After 22 hours of intense negotiations, EU policymakers found a provisional agreement on the rules for the most powerful AI models, but strong disagreement in the law enforcement chapter forced the exhausted officials to call for a recess.

The AI Act is a landmark bill to regulate Artificial Intelligence based on its capacity to cause harm. The file is at the last stage of the legislative process as the EU Commission, Council, and Parliament meet in so-called trilogues to hash out the final provisions.

The final trilogue started on Wednesday (6 December) and lasted almost uninterruptedly for an entire day until a recess was called for Friday morning. In this first part of the negotiation, an agreement has been found on regulating powerful AI models.

Scope

The regulation’s definition of AI takes all the main elements of the OECD’s definition, although it does not repeat it word for word.

As part of the provisional agreement, free and open-source software will be excluded from the regulation’s scope unless they are a high-risk system, prohibited applications or an AI solution at risk of causing manipulation.

On the negotiators’ table after the recess will be the issue of the national security exemption, since EU countries, led by France, asked for a broad exemption for any AI system used for military or defence purposes, including for external contractors.

Another point to discuss is whether the regulation will apply to AI systems that were on the market before it started to apply if they undergo a significant change.

Foundation models

According to a compromise document seen by Euractiv, the tiered approach was maintained with an automatic categorisation as ‘systemic’ for models that were trained with computing power above 10~25.

A new annexe will provide criteria for the AI Office to make qualitative designation decisions ex officio or based on a qualified alert from the scientific panel. Criteria include the number of business users and the model’s parameters, and can be updated based on technological developments.

Transparency obligations will apply to all models, including publishing a sufficiently detailed summary of the training data “without prejudice of trade secrets”. AI-generated content will have to be immediately recognisable.

Importantly, non-systemic, pre-trained models can avoid the horizontal obligations if they “are made accessible to the public under a licence that allows for the access, usage, modification, and distribution of the model, and whose parameters […] are made publicly available”.

For the top-tier models, the obligations include model evaluation, assessing and keeping track of systemic risks, cybersecurity protection, and reporting on the model’s energy consumption.

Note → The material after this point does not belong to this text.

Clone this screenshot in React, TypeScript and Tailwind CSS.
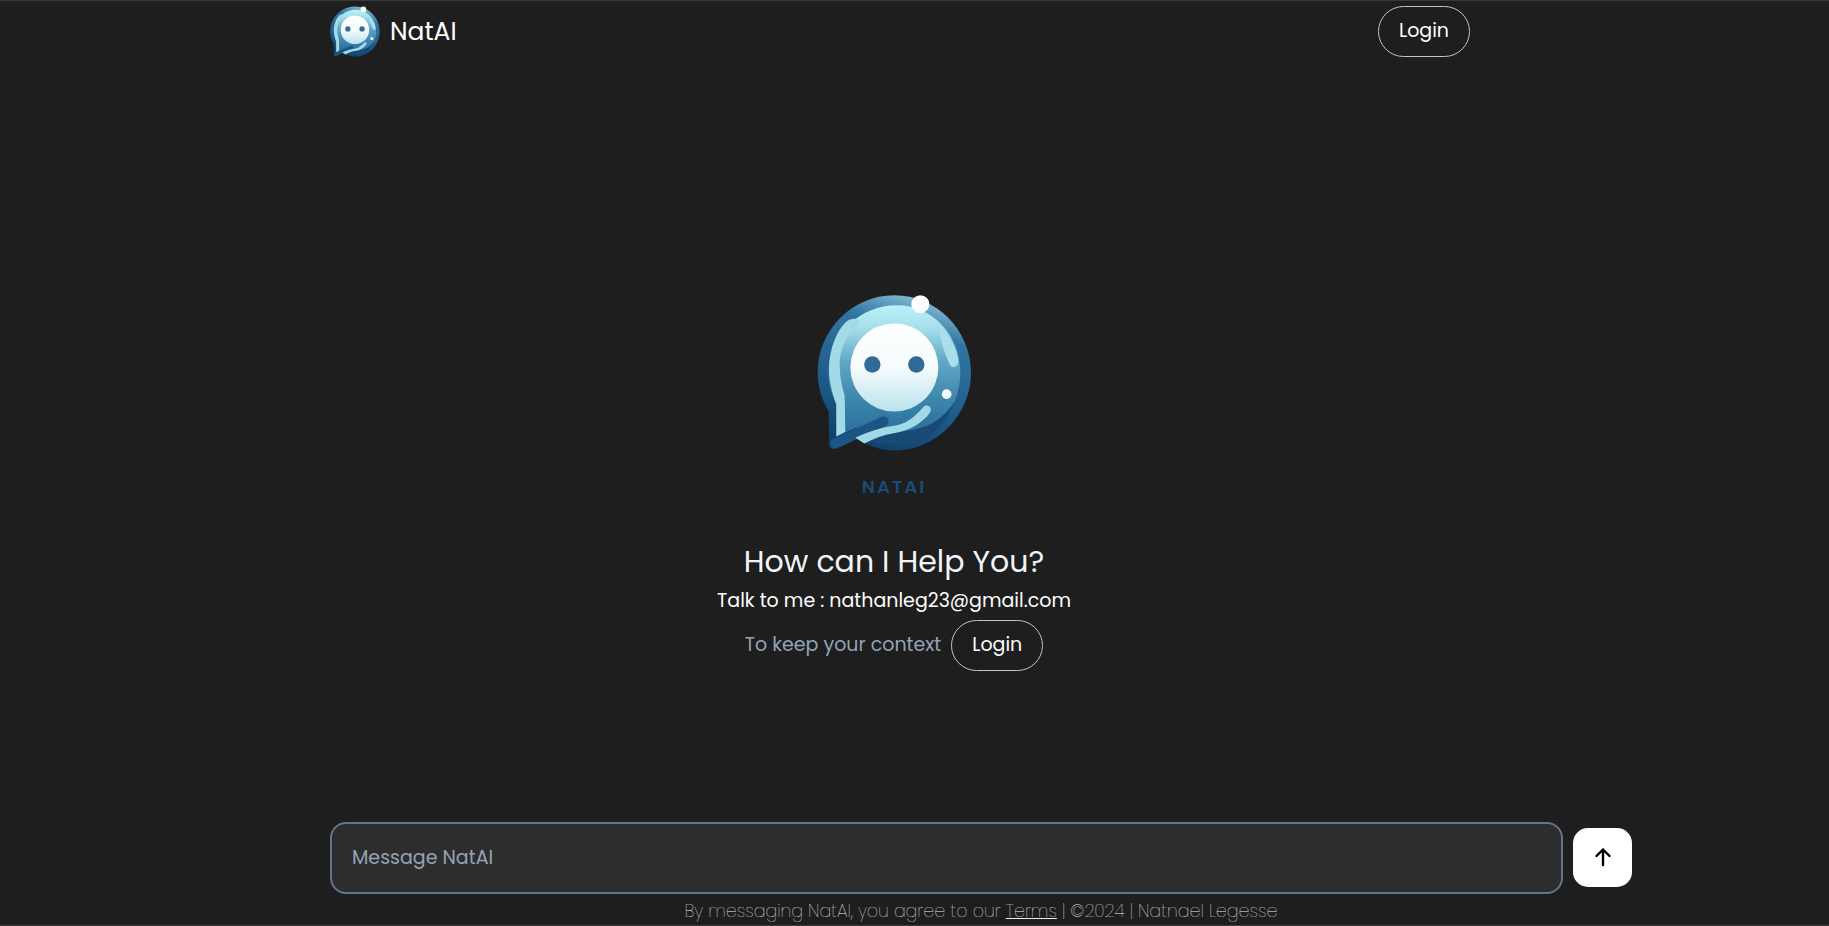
import React from "react";

function Logo({ id, viewBox, className }: { id: string; viewBox: string; className: string }) {
  return (
    <svg viewBox={viewBox} className={className} fill="none">
      <defs>
        <linearGradient id={id + "o"} x1="0.65" y1="0" x2="0.35" y2="1">
          <stop offset="0" stopColor="#86bfd4" />
          <stop offset="0.22" stopColor="#3175a3" />
          <stop offset="0.65" stopColor="#1f5c8b" />
          <stop offset="1" stopColor="#103f6a" />
        </linearGradient>
        <linearGradient id={id + "i"} x1="0" y1="0" x2="0" y2="1">
          <stop offset="0" stopColor="#bcf0f7" />
          <stop offset="0.16" stopColor="#a6e0ec" />
          <stop offset="0.42" stopColor="#5da6c4" />
          <stop offset="0.72" stopColor="#3a83a9" />
          <stop offset="1" stopColor="#266896" />
        </linearGradient>
        <linearGradient id={id + "f"} x1="0" y1="0" x2="0" y2="1">
          <stop offset="0" stopColor="#ffffff" />
          <stop offset="0.5" stopColor="#f6fbfc" />
          <stop offset="1" stopColor="#b9e2ec" />
        </linearGradient>
      </defs>
      <path
        d="M282 48C155 48 52 153 52 280C52 322 64 362 85 396L86 495C86 507 98 512 108 506L168 478C204 501 242 514 282 514C409 514 512 407 512 280C512 153 409 48 282 48Z"
        fill={`url(#${id}o)`}
      />
      <path
        d="M290 78C176 78 85 168 85 280C85 316 94 345 108 375L108 472L166 446C200 474 240 490 282 490C394 490 480 396 480 280C480 168 396 78 290 78Z"
        fill={`url(#${id}i)`}
      />
      <path d="M172 470C230 503 320 505 372 478C410 455 440 425 462 370C430 415 395 440 340 452C290 462 230 462 172 470Z" fill="#174a75" />
      <path
        d="M178 127C170 114 150 118 138 128C108 155 88 210 86 262C85 300 96 345 108 375L108 472L135 458L133 350C124 320 118 290 118 258C118 215 135 170 172 140C176 136 180 132 178 127Z"
        fill="#a3dae7"
      />
      <path d="M417 150C420 190 438 232 448 255C455 270 476 264 474 245C472 210 445 165 417 135Z" fill="#a9deea" />
      <path d="M104 494L250 426" stroke="#1c5484" strokeWidth="30" strokeLinecap="round" />
      <path
        d="M165 476C200 458 240 445 290 438C325 432 350 405 370 383C382 372 398 386 389 400C368 430 330 455 280 462C250 466 222 478 192 493Z"
        fill="#a2d9e6"
      />
      <circle cx="282" cy="265" r="132" fill={`url(#${id}f)`} />
      <circle cx="216" cy="256" r="24.5" fill="#2f6a98" />
      <circle cx="348" cy="256" r="24.5" fill="#2f6a98" />
      <circle cx="360" cy="75" r="27" fill="#fbfdfe" />
      <circle cx="439" cy="345" r="14.5" fill="#f5fbfc" />
    </svg>
  );
}

const font = "font-['Poppins','Inter','Liberation_Sans',sans-serif]";

function LoginButton() {
  return (
    <button className="w-[92px] h-[51px] rounded-[26px] border border-[#c4c4c4] text-white text-[19px] font-normal flex items-center justify-center">
      Login
    </button>
  );
}

export default function App() {
  return (
    <div className={`h-[926px] flex flex-col bg-[#1e1e1e] border-t border-t-[#3a3a3a] border-b border-b-[#3a3a3a] overflow-hidden ${font}`}>
      <header className="ml-[330px] w-[1140px] h-[60px] pt-[5px] flex items-start justify-between">
        <div className="flex items-center gap-[10px]">
          <Logo id="s" viewBox="50 45 465 470" className="w-[50px] h-[51px]" />
          <span className="text-white text-[25px] leading-[50px]">NatAI</span>
        </div>
        <LoginButton />
      </header>

      <main className="ml-[330px] w-[1128px] flex-1 flex flex-col items-center pt-[233px]">
        <Logo id="l" viewBox="50 45 465 470" className="w-[155px] h-[157px]" />
        <div className="mt-[26px] text-[#1d4a75] text-[18px] leading-[20px] font-semibold tracking-[2px]">NATAI</div>
        <h1 className="mt-[42px] text-[#f1f5f9] text-[30px] leading-[45px]">How can I Help You?</h1>
        <p className="mt-[3px] text-white text-[19px] leading-[27px]">Talk to me : nathanleg23@gmail.com</p>
        <div className="mt-[6px] flex items-center gap-[10px]">
          <span className="text-[#94a3b8] text-[19px]">To keep your context</span>
          <LoginButton />
        </div>
      </main>

      <div className="ml-[330px] w-[1302px] flex items-center gap-[10px]">
        <div className="flex-1 h-[72px] rounded-[16px] border-2 border-[#64748b] bg-[#2d2d2d] flex items-center pl-[20px]">
          <span className="text-[#94a3b8] text-[19px]">Message NatAI</span>
        </div>
        <button className="w-[59px] h-[59px] mb-[2px] rounded-[15px] bg-white flex items-center justify-center">
          <svg viewBox="0 0 24 24" className="w-[24px] h-[24px]" fill="none" stroke="#000" strokeWidth="2.4" strokeLinecap="round" strokeLinejoin="round">
            <path d="M12 20V4.5M5.5 11L12 4.5l6.5 6.5" />
          </svg>
        </button>
      </div>
      <footer className="ml-[330px] w-[1302px] h-[31px] pt-[2px] text-center text-[#eceef0] text-[17.5px] font-extralight leading-[30px]">
        By messaging NatAI, you agree to our <span className="underline">Terms</span> | ©2024 | Natnael Legesse
      </footer>
    </div>
  );
}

The codes of practice are only meant to complement the binding obligations until harmonised technical standards are put in place, and the Commission will be able to intervene via delegated acts if the process is taking too long.

Governance

An AI Office will be established within the Commission to enforce the foundation model provisions. The EU institutions are to make a joint declaration that the AI Office will have a dedicated budget line.

AI systems will be supervised by national competent authorities, which will be gathered in the European Artificial Intelligence Board to ensure consistent application of the law.

An advisory forum will gather stakeholder feedback, including from civil society. A scientific panel of independent experts was introduced to advise on the regulation’s enforcement, flag potential systemic risks and inform the classification of AI models with systemic risks.

Prohibited practices

The AI Act includes a list of banned applications because they are deemed to pose an unacceptable risk. The bans confirmed so far are on manipulative techniques, systems exploiting vulnerabilities, social scoring, and indiscriminate scraping of facial images.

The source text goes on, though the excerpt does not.